═══ DATA EXTRACT

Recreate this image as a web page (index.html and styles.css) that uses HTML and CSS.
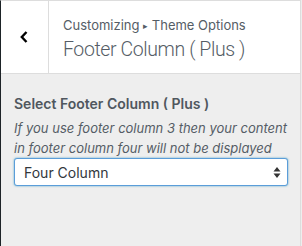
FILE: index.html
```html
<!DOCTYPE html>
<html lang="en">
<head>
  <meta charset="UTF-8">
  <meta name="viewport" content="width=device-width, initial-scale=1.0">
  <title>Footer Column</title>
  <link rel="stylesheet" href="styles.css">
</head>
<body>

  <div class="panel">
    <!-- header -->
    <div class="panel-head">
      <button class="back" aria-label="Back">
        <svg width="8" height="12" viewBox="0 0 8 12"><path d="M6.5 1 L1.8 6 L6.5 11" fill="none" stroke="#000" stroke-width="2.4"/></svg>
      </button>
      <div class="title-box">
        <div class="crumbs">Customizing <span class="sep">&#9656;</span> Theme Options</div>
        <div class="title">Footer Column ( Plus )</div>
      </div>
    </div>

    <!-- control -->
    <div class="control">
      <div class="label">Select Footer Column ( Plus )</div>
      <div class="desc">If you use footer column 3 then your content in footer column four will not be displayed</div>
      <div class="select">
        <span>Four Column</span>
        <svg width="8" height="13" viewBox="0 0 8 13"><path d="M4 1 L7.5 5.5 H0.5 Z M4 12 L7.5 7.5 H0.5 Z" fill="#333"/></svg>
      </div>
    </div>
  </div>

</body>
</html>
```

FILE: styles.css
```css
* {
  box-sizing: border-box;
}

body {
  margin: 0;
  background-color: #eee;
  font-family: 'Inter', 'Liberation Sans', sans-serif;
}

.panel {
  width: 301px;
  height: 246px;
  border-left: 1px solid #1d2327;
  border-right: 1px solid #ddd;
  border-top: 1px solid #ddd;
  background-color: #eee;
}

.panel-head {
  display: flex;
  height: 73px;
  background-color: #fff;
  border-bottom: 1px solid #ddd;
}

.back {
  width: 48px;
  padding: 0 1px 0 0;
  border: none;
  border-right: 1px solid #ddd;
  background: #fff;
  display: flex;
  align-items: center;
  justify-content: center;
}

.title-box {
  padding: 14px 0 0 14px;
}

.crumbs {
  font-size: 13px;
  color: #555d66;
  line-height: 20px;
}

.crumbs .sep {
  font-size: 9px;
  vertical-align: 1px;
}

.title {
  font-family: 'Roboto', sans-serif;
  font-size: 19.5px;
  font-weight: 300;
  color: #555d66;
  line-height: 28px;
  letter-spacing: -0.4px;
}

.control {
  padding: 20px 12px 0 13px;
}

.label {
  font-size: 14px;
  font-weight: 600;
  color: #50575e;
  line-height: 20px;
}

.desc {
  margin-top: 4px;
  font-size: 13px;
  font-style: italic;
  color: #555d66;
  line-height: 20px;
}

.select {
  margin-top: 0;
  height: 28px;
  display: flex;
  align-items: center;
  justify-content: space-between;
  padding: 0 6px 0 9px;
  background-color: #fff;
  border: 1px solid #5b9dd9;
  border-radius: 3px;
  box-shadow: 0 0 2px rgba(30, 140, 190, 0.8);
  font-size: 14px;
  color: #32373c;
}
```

══════

WRITTEN INSTRUCTION —
Report how many lines of the listing hold the string "index", giving only the number.

CORRECT ANSWER —
2